Something you will learn in education pretty quickly is that you must go for the best result possible not the best possible result. There is no way that what we would like the generality of the population to understand when they leave school is going to happen, whichever government is in power or whether there is a doubling of the education budget. Even at the university graduate level I can believe there are people who cannot tell a diminished chord from a minor chord, as mentioned elsewhere, because they have not done enough hearing work (not necessarially ear tests) and have not been forced to pass examination in order to progress. (At a conference a professor told me that 50% of his institution's, (a good Russell group university), science graduates could not rearrange an equation after graduating.
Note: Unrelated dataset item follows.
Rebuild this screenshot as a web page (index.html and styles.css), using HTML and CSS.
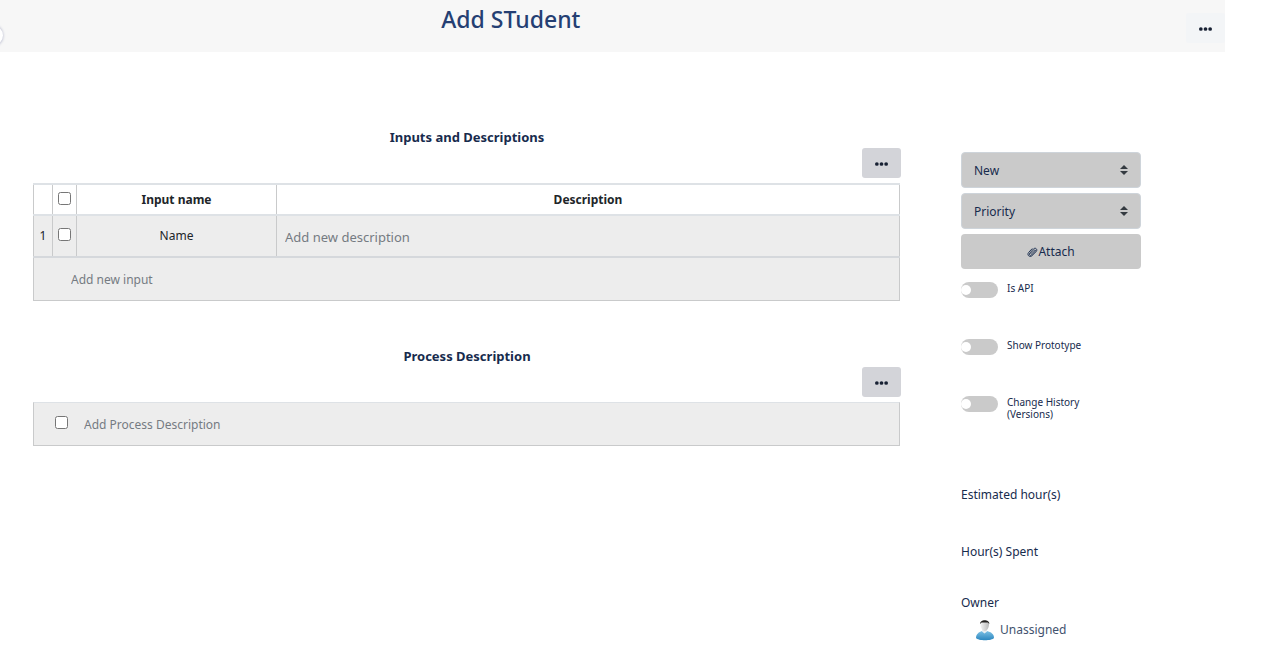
FILE: index.html
```html
<!DOCTYPE html>
<html lang="en">
<head>
<meta charset="utf-8">
<meta name="viewport" content="width=device-width, initial-scale=1">
<title>Add STudent</title>
<link rel="stylesheet" href="styles.css">
</head>
<body>
<header class="topbar">
  <button class="drawer-handle" type="button" aria-label="Open sidebar"></button>
  <h1 class="title">Add STudent</h1>
  <button class="more more-light" type="button" aria-label="Page options"><svg class="dots" viewBox="0 0 14 4"><circle cx="2" cy="2" r="2"/><circle cx="7" cy="2" r="2"/><circle cx="12" cy="2" r="2"/></svg></button>
</header>
<main class="layout">
  <div class="content">
    <section class="block">
      <h2 class="heading">Inputs and Descriptions</h2>
      <button class="more" type="button" aria-label="Input options"><svg class="dots" viewBox="0 0 14 4"><circle cx="2" cy="2" r="2"/><circle cx="7" cy="2" r="2"/><circle cx="12" cy="2" r="2"/></svg></button>
      <table class="inputs">
        <colgroup><col class="col-number"><col class="col-check"><col class="col-name"><col></colgroup>
        <thead>
          <tr><th></th><th><input class="check" type="checkbox" aria-label="Select all inputs"></th><th>Input name</th><th>Description</th></tr>
        </thead>
        <tbody>
          <tr class="row"><td>1</td><td><input class="check" type="checkbox" aria-label="Select Name"></td><td>Name</td><td><input class="field description" type="text" placeholder="Add new description" aria-label="Description"></td></tr>
          <tr class="row new-row"><td colspan="4"><input class="field new-input" type="text" placeholder="Add new input" aria-label="New input"></td></tr>
        </tbody>
      </table>
    </section>
    <section class="block">
      <h2 class="heading">Process Description</h2>
      <button class="more" type="button" aria-label="Process options"><svg class="dots" viewBox="0 0 14 4"><circle cx="2" cy="2" r="2"/><circle cx="7" cy="2" r="2"/><circle cx="12" cy="2" r="2"/></svg></button>
      <div class="process">
        <input class="check" type="checkbox" aria-label="Select process">
        <input class="field" type="text" placeholder="Add Process Description" aria-label="Process description">
      </div>
    </section>
  </div>
  <aside class="sidebar">
    <div class="controls">
      <div class="picker">
        <select class="select" aria-label="Status"><option>New</option></select>
        <svg class="arrows" viewBox="0 0 8 10"><path d="M4 0 8 4H0ZM0 6h8L4 10Z"/></svg>
      </div>
      <div class="picker">
        <select class="select" aria-label="Priority"><option>Priority</option></select>
        <svg class="arrows" viewBox="0 0 8 10"><path d="M4 0 8 4H0ZM0 6h8L4 10Z"/></svg>
      </div>
      <button class="attach" type="button"><svg class="clip" viewBox="0 0 24 24"><path d="M8 16 16 8c1.500-1.500 3.500.5 2 2L10 18.500c-3 3-7-1-4-4L14 5.500c4.500-4.500 10 1 6 5.500L11 20c-5 5-12-1.500-7.500-7L11 5"/></svg>Attach</button>
    </div>
    <div class="toggles">
      <label class="toggle"><input class="switch" type="checkbox"><span>Is API</span></label>
      <label class="toggle"><input class="switch" type="checkbox"><span>Show Prototype</span></label>
      <label class="toggle"><input class="switch" type="checkbox"><span>Change History (Versions)</span></label>
    </div>
    <div class="facts">
      <p class="fact">Estimated hour(s)</p>
      <p class="fact">Hour(s) Spent</p>
    </div>
    <p class="fact">Owner</p>
    <div class="owner">
      <svg class="avatar" viewBox="0 0 20 22">
        <defs>
          <linearGradient id="shirt" x1="0" y1="0" x2="0" y2="1"><stop offset="0" stop-color="#7cc0e4"/><stop offset="1" stop-color="#2b86bf"/></linearGradient>
          <linearGradient id="face" x1="0" y1="0" x2="1" y2="0"><stop offset="0" stop-color="#f4f4f4"/><stop offset="1" stop-color="#b9b9b9"/></linearGradient>
        </defs>
        <path d="M1 19c0-4 3-6 6-7h5c4 1 7 3 7 7-2 3-16 3-18 0Z" fill="url(#shirt)"/>
        <path d="M7 10h5v2.500l-2.500 2L7 12.500Z" fill="#e8eef2"/>
        <path d="M5.500 4c0-3 8.500-3 8.500 0 .3 4-1.500 8-4.200 8S5.200 8 5.500 4Z" fill="url(#face)"/>
        <path d="M5.200 5C4.700 0 14.700 0 14.300 5L13 3.500H6.500Z" fill="#24211f"/>
      </svg>
      <span>Unassigned</span>
    </div>
  </aside>
</main>
</body>
</html>
```
FILE: styles.css
```css
* { box-sizing: border-box; }

body {
  margin: 0;
  background: #fff;
  color: #212529;
  font-family: "Noto Sans", "Open Sans", sans-serif;
  font-size: 12px;
  line-height: 20px;
}

button, input, select { font: inherit; color: inherit; }

h1, h2, p { margin: 0; }

.topbar {
  position: relative;
  display: flex;
  justify-content: space-between;
  align-items: flex-start;
  height: 52px;
  margin-right: 44px;
  background: #f7f7f7;
  overflow: hidden;
}

.drawer-handle {
  position: absolute;
  top: 25px;
  left: -18px;
  width: 21px;
  height: 21px;
  padding: 0;
  border: 0;
  border-radius: 50%;
  background: #fff;
  box-shadow: 0 0 3px #a9acc4;
}

.title {
  width: 83.4%;
  padding-top: 4px;
  color: #253f73;
  font-size: 23px;
  font-weight: 500;
  line-height: 30px;
  text-align: center;
}

.more {
  display: flex;
  align-items: center;
  justify-content: center;
  width: 39px;
  height: 30px;
  margin-left: auto;
  padding: 2px 0 0;
  border: 0;
  border-radius: 3px;
  background: #d3d4d9;
  color: #172033;
}

.more-light {
  margin-top: 13px;
  background: #f3f5f7;
}

.dots { width: 13px; height: 4px; fill: currentColor; }

.layout {
  display: flex;
  gap: 60px;
  margin-right: 128px;
  padding-left: 33px;
}

.content { flex: 1; padding-top: 75px; }

.block + .block { margin-top: 45px; }

.heading {
  margin-bottom: 1px;
  color: #172b4d;
  font-size: 13px;
  font-weight: 700;
  line-height: 20px;
  text-align: center;
}

.inputs {
  width: calc(100% - 1px);
  margin-top: 5px;
  border-collapse: collapse;
  table-layout: fixed;
}

.col-number { width: 19px; }
.col-check { width: 24px; }
.col-name { width: 200px; }

.inputs th, .inputs td {
  height: 42px;
  padding: 0;
  border: 1px solid #c9cacb;
  text-align: center;
}

.inputs th {
  height: 31px;
  border-top: 2px solid #dee2e6;
  border-bottom: 2px solid #dee2e6;
}

.inputs .new-row td { height: 43px; border-top: 2px solid #d5d8dc; }

.row { background: #ededed; }

.check {
  display: block;
  width: 13px;
  height: 13px;
  margin: 0 auto 3px;
}

.field {
  display: block;
  width: 100%;
  height: 30px;
  padding: 2px 0 0;
  border: 0;
  background: transparent;
  outline: 0;
}

.field::placeholder { color: #757b82; opacity: 1; }

.description { padding-left: 8px; font-size: 13px; }
.new-input { padding-left: 37px; }

.process {
  display: flex;
  align-items: center;
  gap: 16px;
  height: 44px;
  margin: 5px 1px 0 0;
  padding: 0 21px;
  border: 1px solid #c9cacb;
  border-top-color: #dee2e6;
  background: #ededed;
}

.process .check { flex: none; margin: 0 0 3px; }

.sidebar {
  flex: none;
  width: 180px;
  padding-top: 100px;
  color: #172b4d;
}

.controls { display: grid; gap: 5px; }

.picker { display: grid; align-items: center; }

.picker > * { grid-area: 1 / 1; }

.select {
  width: 100%;
  height: 36px;
  padding: 2px 12px 0;
  border: 1px solid #ced4da;
  border-radius: 4px;
  background: #cacaca;
  appearance: none;
}

.arrows {
  justify-self: end;
  width: 8px;
  height: 10px;
  margin-right: 13px;
  fill: #343a40;
  pointer-events: none;
}

.attach {
  display: flex;
  align-items: center;
  justify-content: center;
  height: 35px;
  padding: 0;
  border: 0;
  border-radius: 4px;
  background: #cacaca;
}

.clip {
  width: 11px;
  height: 12px;
  fill: none;
  stroke: currentColor;
  stroke-width: 2;
  stroke-linecap: round;
}

.toggles { margin-top: 13px; }

.toggle {
  display: flex;
  align-items: flex-start;
  gap: 9px;
  width: 130px;
  height: 57px;
  font-size: 10px;
  line-height: 12px;
}

.switch {
  flex: none;
  width: 37px;
  height: 16px;
  margin: 0;
  border-radius: 8px;
  background: #cacaca;
  appearance: none;
}

.switch::before {
  content: "";
  display: block;
  width: 10px;
  height: 10px;
  margin-top: 3px;
  border-radius: 50%;
  background: #fff;
}

.switch:checked::before { margin-left: 27px; }

.facts {
  display: grid;
  gap: 37px;
  margin: 32px 0 31px;
}

.owner {
  display: flex;
  align-items: center;
  gap: 5px;
  margin-top: 6px;
  padding-left: 14px;
  color: #42526e;
}

.avatar { width: 20px; height: 22px; }
```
This was probably a firing offence to mention (maybe not because it is so widespread and well known) but I am sure it was true.) This is because the problem solving, practice, testing and enforcement (therefore failures) cannot be done and the department stay in business and get good student assessments.


I was reading about an economist who tested both professionals and students on the fundamentals of the subject using 4 answer multiple choice questions. The answers were such that the 3 wrong ones were all the plausible results of common misunderstandings and the calculations which follow from the misunderstandings, so there was just as much incentive to select the wrong answer, backed up by a calculation, as the right. The students scored slightly statistically significantly worse than the monkey, showing there was anti-knowledge in action. The professionals scored slightly better than the monkey, showing something? They interpreted this as being due to skating over the fundamentals in the 1st year lectures instead of doing hours and hours of problems to get the understanding deeply embedded. This happens in the courses whose students did well at the test. However I do not know what all those hours of doingproblems do for student feedback!